* [Exercise instructions]:
Using the data below, output the first line and every line after it up to and including the line containing "flex-1 flex-col overflow-hidden", exactly as written and with nothing added.

★ ★ ★ ★ ★ ★ ★

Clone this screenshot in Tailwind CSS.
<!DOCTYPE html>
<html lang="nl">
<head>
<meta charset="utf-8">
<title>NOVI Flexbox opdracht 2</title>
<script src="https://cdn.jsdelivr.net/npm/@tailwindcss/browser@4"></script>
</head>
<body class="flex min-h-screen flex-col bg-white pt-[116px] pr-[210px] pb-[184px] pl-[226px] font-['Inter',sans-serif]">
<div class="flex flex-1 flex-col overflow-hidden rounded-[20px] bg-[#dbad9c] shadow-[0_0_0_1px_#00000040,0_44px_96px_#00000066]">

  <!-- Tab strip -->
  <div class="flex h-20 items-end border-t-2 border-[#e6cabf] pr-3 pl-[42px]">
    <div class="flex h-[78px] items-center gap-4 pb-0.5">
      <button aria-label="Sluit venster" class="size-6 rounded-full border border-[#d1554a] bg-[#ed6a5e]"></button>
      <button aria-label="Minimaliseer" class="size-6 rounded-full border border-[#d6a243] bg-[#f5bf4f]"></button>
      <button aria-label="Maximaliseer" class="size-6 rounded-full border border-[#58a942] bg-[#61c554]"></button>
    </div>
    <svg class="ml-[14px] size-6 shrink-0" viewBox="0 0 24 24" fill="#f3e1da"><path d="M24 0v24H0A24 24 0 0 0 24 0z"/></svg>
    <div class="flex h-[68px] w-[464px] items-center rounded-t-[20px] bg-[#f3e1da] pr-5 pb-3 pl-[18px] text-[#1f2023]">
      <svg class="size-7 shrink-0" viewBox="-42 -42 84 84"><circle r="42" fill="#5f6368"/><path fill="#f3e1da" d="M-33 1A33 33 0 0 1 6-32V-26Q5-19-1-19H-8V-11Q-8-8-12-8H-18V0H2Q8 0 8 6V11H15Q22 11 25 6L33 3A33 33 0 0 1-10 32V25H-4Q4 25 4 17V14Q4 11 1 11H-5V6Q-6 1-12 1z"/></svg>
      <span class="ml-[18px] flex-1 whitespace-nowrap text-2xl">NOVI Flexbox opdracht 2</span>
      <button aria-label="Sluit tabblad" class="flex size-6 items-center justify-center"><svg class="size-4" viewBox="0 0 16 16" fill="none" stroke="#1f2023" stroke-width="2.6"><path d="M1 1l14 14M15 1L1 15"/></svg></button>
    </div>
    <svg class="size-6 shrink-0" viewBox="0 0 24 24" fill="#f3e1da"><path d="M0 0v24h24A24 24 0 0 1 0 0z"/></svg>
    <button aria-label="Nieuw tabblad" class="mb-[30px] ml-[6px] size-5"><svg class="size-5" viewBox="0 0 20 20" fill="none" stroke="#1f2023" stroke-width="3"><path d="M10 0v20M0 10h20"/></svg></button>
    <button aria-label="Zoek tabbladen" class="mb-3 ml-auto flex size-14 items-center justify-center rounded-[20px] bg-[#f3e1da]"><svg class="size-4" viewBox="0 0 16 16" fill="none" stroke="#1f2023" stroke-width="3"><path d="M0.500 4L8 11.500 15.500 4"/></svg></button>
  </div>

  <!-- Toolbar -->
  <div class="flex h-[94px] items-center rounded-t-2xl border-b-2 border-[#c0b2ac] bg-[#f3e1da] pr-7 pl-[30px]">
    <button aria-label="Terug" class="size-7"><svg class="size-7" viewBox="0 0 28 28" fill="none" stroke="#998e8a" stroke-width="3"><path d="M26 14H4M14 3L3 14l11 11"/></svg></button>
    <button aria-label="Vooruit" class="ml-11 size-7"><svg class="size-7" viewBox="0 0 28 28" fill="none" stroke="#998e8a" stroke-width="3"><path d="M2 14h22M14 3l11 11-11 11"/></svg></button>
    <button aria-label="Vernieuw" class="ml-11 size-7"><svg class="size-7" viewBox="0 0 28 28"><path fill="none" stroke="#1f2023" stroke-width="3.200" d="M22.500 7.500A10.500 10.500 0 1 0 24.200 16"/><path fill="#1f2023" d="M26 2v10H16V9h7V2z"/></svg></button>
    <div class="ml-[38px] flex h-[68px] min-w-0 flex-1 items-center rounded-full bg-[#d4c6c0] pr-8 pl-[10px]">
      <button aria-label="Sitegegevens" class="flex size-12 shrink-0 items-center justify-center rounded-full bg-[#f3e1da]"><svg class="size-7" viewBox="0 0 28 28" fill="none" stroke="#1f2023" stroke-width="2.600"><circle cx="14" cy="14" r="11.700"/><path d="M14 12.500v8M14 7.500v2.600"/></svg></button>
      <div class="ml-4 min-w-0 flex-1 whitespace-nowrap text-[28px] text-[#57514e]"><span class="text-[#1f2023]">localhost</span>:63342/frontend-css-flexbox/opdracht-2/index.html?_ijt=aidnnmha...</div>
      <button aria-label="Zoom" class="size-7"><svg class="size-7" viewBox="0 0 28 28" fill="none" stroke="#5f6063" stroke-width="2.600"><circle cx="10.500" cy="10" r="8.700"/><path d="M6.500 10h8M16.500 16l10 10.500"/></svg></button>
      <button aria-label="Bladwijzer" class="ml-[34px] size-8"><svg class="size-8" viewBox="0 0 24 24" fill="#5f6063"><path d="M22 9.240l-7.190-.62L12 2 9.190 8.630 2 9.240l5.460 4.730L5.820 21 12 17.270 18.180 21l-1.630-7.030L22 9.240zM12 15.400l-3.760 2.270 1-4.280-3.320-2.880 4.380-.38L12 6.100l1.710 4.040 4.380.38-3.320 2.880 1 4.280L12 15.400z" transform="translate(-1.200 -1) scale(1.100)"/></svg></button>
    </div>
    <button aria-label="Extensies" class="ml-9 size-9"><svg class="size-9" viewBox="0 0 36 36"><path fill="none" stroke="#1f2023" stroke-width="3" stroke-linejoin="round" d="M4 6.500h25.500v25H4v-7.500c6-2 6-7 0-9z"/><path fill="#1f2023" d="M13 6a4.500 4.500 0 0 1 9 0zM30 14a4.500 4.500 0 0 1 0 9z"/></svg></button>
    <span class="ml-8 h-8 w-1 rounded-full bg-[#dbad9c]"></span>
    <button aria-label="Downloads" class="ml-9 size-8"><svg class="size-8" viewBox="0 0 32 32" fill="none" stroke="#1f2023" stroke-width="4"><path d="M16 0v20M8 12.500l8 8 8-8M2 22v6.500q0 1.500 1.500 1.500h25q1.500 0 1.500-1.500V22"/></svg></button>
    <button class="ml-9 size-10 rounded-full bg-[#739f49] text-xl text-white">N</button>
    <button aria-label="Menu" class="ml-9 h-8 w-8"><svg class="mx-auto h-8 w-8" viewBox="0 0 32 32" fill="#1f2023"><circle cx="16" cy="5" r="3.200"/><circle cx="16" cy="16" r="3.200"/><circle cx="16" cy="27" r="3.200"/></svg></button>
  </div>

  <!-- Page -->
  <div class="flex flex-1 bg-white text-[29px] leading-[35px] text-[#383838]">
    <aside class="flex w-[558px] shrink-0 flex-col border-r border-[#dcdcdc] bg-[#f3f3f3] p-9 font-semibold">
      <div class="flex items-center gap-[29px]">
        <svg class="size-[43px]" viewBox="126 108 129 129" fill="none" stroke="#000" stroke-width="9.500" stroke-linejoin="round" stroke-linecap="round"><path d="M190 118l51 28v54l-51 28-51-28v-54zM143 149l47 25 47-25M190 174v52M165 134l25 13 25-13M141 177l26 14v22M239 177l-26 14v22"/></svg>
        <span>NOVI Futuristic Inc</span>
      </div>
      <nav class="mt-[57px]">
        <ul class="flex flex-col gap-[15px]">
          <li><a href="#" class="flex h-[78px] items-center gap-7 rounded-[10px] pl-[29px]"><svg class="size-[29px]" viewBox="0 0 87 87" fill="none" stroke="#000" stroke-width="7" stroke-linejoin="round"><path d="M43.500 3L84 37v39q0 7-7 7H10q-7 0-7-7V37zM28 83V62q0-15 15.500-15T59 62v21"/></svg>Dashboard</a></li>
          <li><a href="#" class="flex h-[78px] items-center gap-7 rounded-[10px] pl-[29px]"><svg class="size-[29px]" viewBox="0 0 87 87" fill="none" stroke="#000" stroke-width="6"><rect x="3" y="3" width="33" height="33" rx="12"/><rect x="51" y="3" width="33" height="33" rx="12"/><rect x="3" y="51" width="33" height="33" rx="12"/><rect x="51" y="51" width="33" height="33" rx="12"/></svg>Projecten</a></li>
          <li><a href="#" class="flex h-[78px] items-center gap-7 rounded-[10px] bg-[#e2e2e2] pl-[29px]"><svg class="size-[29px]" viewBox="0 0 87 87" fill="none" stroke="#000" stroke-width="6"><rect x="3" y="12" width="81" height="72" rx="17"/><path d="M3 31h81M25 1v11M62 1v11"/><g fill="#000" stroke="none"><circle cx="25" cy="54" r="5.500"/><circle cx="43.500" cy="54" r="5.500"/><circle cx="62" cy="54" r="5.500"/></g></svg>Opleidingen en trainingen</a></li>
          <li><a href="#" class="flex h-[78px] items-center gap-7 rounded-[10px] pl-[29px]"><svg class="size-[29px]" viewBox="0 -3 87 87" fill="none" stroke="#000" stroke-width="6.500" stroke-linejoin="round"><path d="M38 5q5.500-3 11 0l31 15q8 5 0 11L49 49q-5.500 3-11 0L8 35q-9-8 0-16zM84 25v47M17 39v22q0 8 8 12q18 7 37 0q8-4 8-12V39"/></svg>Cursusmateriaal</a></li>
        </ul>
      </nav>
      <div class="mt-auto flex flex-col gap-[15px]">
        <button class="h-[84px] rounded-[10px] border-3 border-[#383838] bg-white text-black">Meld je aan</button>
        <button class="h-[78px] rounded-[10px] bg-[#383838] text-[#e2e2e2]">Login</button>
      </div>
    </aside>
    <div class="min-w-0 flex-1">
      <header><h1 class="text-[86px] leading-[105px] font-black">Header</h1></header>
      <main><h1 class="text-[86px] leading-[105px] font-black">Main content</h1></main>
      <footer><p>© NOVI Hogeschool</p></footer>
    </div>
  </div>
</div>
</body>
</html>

★ ★ ★ ★ ★ ★ ★

* [Result of the task]:
Clone this screenshot in Tailwind CSS.
<!DOCTYPE html>
<html lang="nl">
<head>
<meta charset="utf-8">
<title>NOVI Flexbox opdracht 2</title>
<script src="https://cdn.jsdelivr.net/npm/@tailwindcss/browser@4"></script>
</head>
<body class="flex min-h-screen flex-col bg-white pt-[116px] pr-[210px] pb-[184px] pl-[226px] font-['Inter',sans-serif]">
<div class="flex flex-1 flex-col overflow-hidden rounded-[20px] bg-[#dbad9c] shadow-[0_0_0_1px_#00000040,0_44px_96px_#00000066]">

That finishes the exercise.